No recurso de revista estão em causa as seguintes questões: – quanto ao 1º réu, o proprietário do motociclo, saber se tinha a condução efectiva do veículo, nos termos do previsto no nº 1 do artigo 503º do Código Civil; – quanto ao 2º réu, o condutor, saber se o acidente se ficou a dever a culpa sua, tendo em conta a noção legal de culpa (nº 2 do artigo 487º do Código Civil).
Os recorrentes não discutem, neste recurso, se o 1º réu estava ou não obrigado a ter celebrado um contrato de seguro de responsabilidade civil, mesmo mantendo o motociclo arrumado na garagem do segundo réu, ‘para que apenas circulasse quando tivesse o respectivo seguro de responsabilidade civil obrigatório’; quanto a esse 1º réu discutem apenas se, tendo o motociclo sido utilizado pelo 2º réu quando ainda não havia seguro, ele mantém a respectiva condução efectiva, pressuposto da obrigação de indemnizar, à luz do nº 1 do artigo 503º do Código Civil.

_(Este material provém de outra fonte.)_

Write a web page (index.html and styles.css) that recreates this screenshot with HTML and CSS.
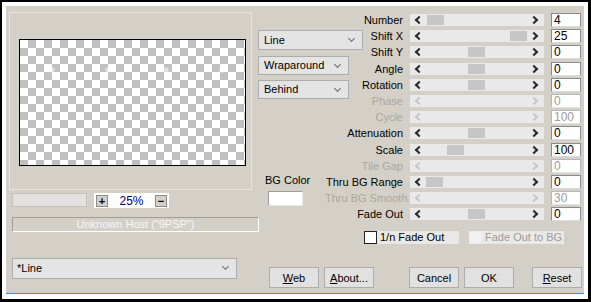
FILE: index.html
```html
<!DOCTYPE html>
<html lang="en">
<head>
  <meta charset="UTF-8">
  <title>Line</title>
  <link rel="stylesheet" href="styles.css">
</head>
<body>
  <div class="window">
    <div class="dialog">

      <div class="left">
        <div class="preview-group">
          <div class="preview">
            <span class="glow" style="left: 28px"></span>
            <span class="glow" style="left: 84px"></span>
            <span class="glow" style="left: 142px"></span>
            <span class="glow" style="left: 198px"></span>
          </div>
        </div>

        <div class="zoom-row">
          <div class="zoom-field"></div>
          <div class="zoom-box">
            <span class="zoom-btn">+</span>
            <span class="zoom-val">25%</span>
            <span class="zoom-btn">&minus;</span>
          </div>
        </div>

        <div class="host">Unknown Host ("9PSP")</div>

        <div class="select preset">*Line</div>
      </div>

      <div class="right">
        <div class="top">
          <div class="mid">
            <div class="select sel-line">Line</div>
            <div class="select sel-small">Wraparound</div>
            <div class="select sel-small sel-behind">Behind</div>
            <div class="bg-color">
              <div>BG Color</div>
              <div class="swatch"></div>
            </div>
          </div>

          <div class="params">
            <label>Number</label>
            <div class="slider"><span class="thumb" style="left: 17px"></span></div>
            <div class="value">4</div>

            <label>Shift X</label>
            <div class="slider"><span class="thumb" style="left: 100px"></span></div>
            <div class="value">25</div>

            <label>Shift Y</label>
            <div class="slider"><span class="thumb" style="left: 58px"></span></div>
            <div class="value">0</div>

            <label>Angle</label>
            <div class="slider"><span class="thumb" style="left: 58px"></span></div>
            <div class="value">0</div>

            <label>Rotation</label>
            <div class="slider"><span class="thumb" style="left: 58px"></span></div>
            <div class="value">0</div>

            <label class="off">Phase</label>
            <div class="slider off"></div>
            <div class="value off">0</div>

            <label class="off">Cycle</label>
            <div class="slider off"></div>
            <div class="value off">100</div>

            <label>Attenuation</label>
            <div class="slider"><span class="thumb" style="left: 58px"></span></div>
            <div class="value">0</div>

            <label>Scale</label>
            <div class="slider"><span class="thumb" style="left: 37px"></span></div>
            <div class="value">100</div>

            <label class="off">Tile Gap</label>
            <div class="slider off"></div>
            <div class="value off">0</div>

            <label>Thru BG Range</label>
            <div class="slider"><span class="thumb" style="left: 16px"></span></div>
            <div class="value">0</div>

            <label class="off">Thru BG Smooth</label>
            <div class="slider off"></div>
            <div class="value off">30</div>

            <label>Fade Out</label>
            <div class="slider"><span class="thumb" style="left: 58px"></span></div>
            <div class="value">0</div>
          </div>
        </div>

        <div class="checks">
          <span class="box"></span>
          <span class="check-label">1/n Fade Out</span>
          <span class="box off"></span>
          <span class="check-label off">Fade Out to BG</span>
        </div>

        <div class="buttons">
          <button><u>W</u>eb</button>
          <button class="btn-about"><u>A</u>bout...</button>
          <button class="btn-cancel">Cancel</button>
          <button class="btn-ok">OK</button>
          <button class="btn-reset"><u>R</u>eset</button>
        </div>
      </div>

    </div>
  </div>
</body>
</html>
```

FILE: styles.css
```css
body {
  margin: 0;
  font-family: "Liberation Sans", Arial, sans-serif;
  font-size: 11px;
  color: #000;
  background: #fff;
}

.window {
  width: 591px;
  height: 302px;
  box-sizing: border-box;
  border: solid #000;
  border-width: 2px 3px 3px 2px;
  padding: 4px 4px 5px 4px;
  background: #fff;
}
.dialog {
  height: 288px;
  box-sizing: border-box;
  background: #d4d0c8;
  border-bottom: 1px solid #3c8ad8;
  display: grid;
  grid-template-columns: 252px 1fr;
}

/* left side */
.preview-group {
  margin: 6px 0 0 3px;
  width: 243px;
  height: 178px;
  box-sizing: border-box;
  border: 1px solid #e8e5de;
  padding: 26px 0 0 9px;
}
.preview {
  position: relative;
  width: 227px;
  height: 127px;
  box-sizing: border-box;
  border: 1px solid #000;
  background-color: #fff;
  background-image: conic-gradient(#c0c0c0 25%, #fff 0 50%, #c0c0c0 0 75%, #fff 0);
  background-size: 16px 16px;
}
.glow {
  position: absolute;
  top: 26px;
  width: 8px;
  height: 8px;
  border-radius: 50%;
  background: radial-gradient(rgba(255, 255, 255, 0.8), rgba(255, 255, 255, 0) 70%);
}

.zoom-row {
  display: flex;
  gap: 7px;
  margin: 3px 0 0 6px;
}
.zoom-field {
  width: 75px;
  height: 14px;
  box-sizing: border-box;
  background: #e3e1dd;
  border: 1px solid #c4c1ba;
}
.zoom-box {
  width: 75px;
  height: 15px;
  box-sizing: border-box;
  background: #fff;
  display: flex;
  align-items: center;
  justify-content: space-between;
  padding: 0 2px;
}
.zoom-btn {
  width: 12px;
  height: 12px;
  box-sizing: border-box;
  border: 1px solid #8c8c8c;
  background: #d4d0c8;
  font-weight: bold;
  line-height: 10px;
  text-align: center;
}
.zoom-val {
  color: #000080;
  font-size: 12px;
}

.host {
  margin: 9px 0 0 6px;
  width: 247px;
  height: 15px;
  box-sizing: border-box;
  border: 1px solid #a19e97;
  border-right-color: #fff;
  border-bottom-color: #fff;
  color: #f6f6f6;
  text-align: center;
  line-height: 13px;
}

.select {
  position: relative;
  box-sizing: border-box;
  height: 20px;
  line-height: 18px;
  padding-left: 5px;
  border: 1px solid #acacac;
  background: #e4e4e4;
}
.select::after {
  content: "";
  position: absolute;
  right: 8px;
  top: 5px;
  width: 4px;
  height: 4px;
  border-right: 1px solid #6a6a6a;
  border-bottom: 1px solid #6a6a6a;
  transform: rotate(45deg);
}
.preset {
  margin: 26px 0 0 6px;
  width: 225px;
  height: 21px;
  line-height: 19px;
  padding-left: 4px;
}

/* right side */
.top {
  display: flex;
}
.mid {
  width: 67px;
  flex: none;
}
.sel-line {
  margin-top: 24px;
  width: 105px;
}
.sel-small {
  margin-top: 6px;
  width: 91px;
  height: 19px;
  line-height: 17px;
}
.sel-behind {
  margin-top: 5px;
}
.bg-color {
  margin: 75px 0 0 7px;
  width: 42px;
  text-align: center;
  line-height: 13px;
  white-space: nowrap;
}
.swatch {
  margin: 4px 0 0 3px;
  width: 35px;
  height: 15px;
  box-sizing: border-box;
  background: #fff;
  border: 1px solid #9c9c9c;
  border-right-color: #e6e6e6;
  border-bottom-color: #e6e6e6;
}

.params {
  margin-top: 6px;
  display: grid;
  grid-template-columns: 78px 134px 30px;
  grid-auto-rows: 16.2px;
  column-gap: 7px;
  align-items: center;
}
.params label {
  text-align: right;
  white-space: nowrap;
}
.params .off {
  color: #aaa79f;
}
.slider {
  position: relative;
  height: 12px;
  background: #e9e9e9;
}
.slider::before,
.slider::after {
  content: "";
  position: absolute;
  top: 3px;
  width: 4px;
  height: 4px;
  border: 0 solid #2b2b2b;
  transform: rotate(45deg);
}
.slider::before {
  left: 6px;
  border-left-width: 2px;
  border-bottom-width: 2px;
}
.slider::after {
  right: 7px;
  border-right-width: 2px;
  border-top-width: 2px;
}
.slider.off::before,
.slider.off::after {
  border-color: #c8c8c8;
}
.thumb {
  position: absolute;
  top: 1px;
  width: 17px;
  height: 10px;
  background: #c6c6c6;
}
.value {
  height: 14px;
  box-sizing: border-box;
  background: #fff;
  border: 1px solid #8a8a8a;
  border-bottom-color: #dcdcdc;
  padding-left: 2px;
  line-height: 12px;
  font-size: 12px;
}
.params .value.off {
  color: #9c9c9c;
  border-color: #b8b8b8;
  border-bottom-color: #e4e4e4;
}

.checks {
  display: flex;
  margin: 9px 0 0 106px;
  height: 13px;
}
.box {
  width: 13px;
  height: 13px;
  box-sizing: border-box;
  border: 1px solid #222;
  background: #fff;
}
.box.off {
  margin-left: 10px;
  border-color: #ececec;
  background: #f1f1f1;
}
.check-label {
  width: 82px;
  padding-left: 3px;
  box-sizing: border-box;
  background: #e9e8e5;
  line-height: 13px;
  white-space: nowrap;
}
.check-label.off {
  color: #9c9c9c;
}

.buttons {
  display: flex;
  margin: 23px 0 0 11px;
}
button {
  width: 50px;
  height: 21px;
  padding: 0;
  box-sizing: border-box;
  border: 1px solid #adadad;
  background: #e1e1e1;
  font-family: inherit;
  font-size: 11px;
  color: #000;
}
.btn-about {
  margin-left: 5px;
}
.btn-cancel {
  margin-left: 35px;
}
.btn-ok {
  margin-left: 5px;
}
.btn-reset {
  margin-left: 18px;
}
```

Encontra-se pendente no Tribunal de Justiça da União Europeia o proc. C-80/17, respeitante a um reenvio prejudicial efectuado pelo Supremo Tribunal de Justiça, no qual se coloca a seguinte questão: ‘Deve o artigo 1º, nº 4, da Directiva do Conselho 84/5/CEE2, de 30 de Dezembro de 1983 (em vigor na data do acidente) ser interpretada no sentido de que o Fundo de Garantia Automóvel que, por falta de contrato de seguro de responsabilidade civil, efectuou o pagamento da indemnização aos terceiros lesados por acidente de viação causado por veículo automóvel que, sem conhecimento e autorização do proprietário, foi retirado do terreno particular onde se encontrava imobilizado, tem o direito de...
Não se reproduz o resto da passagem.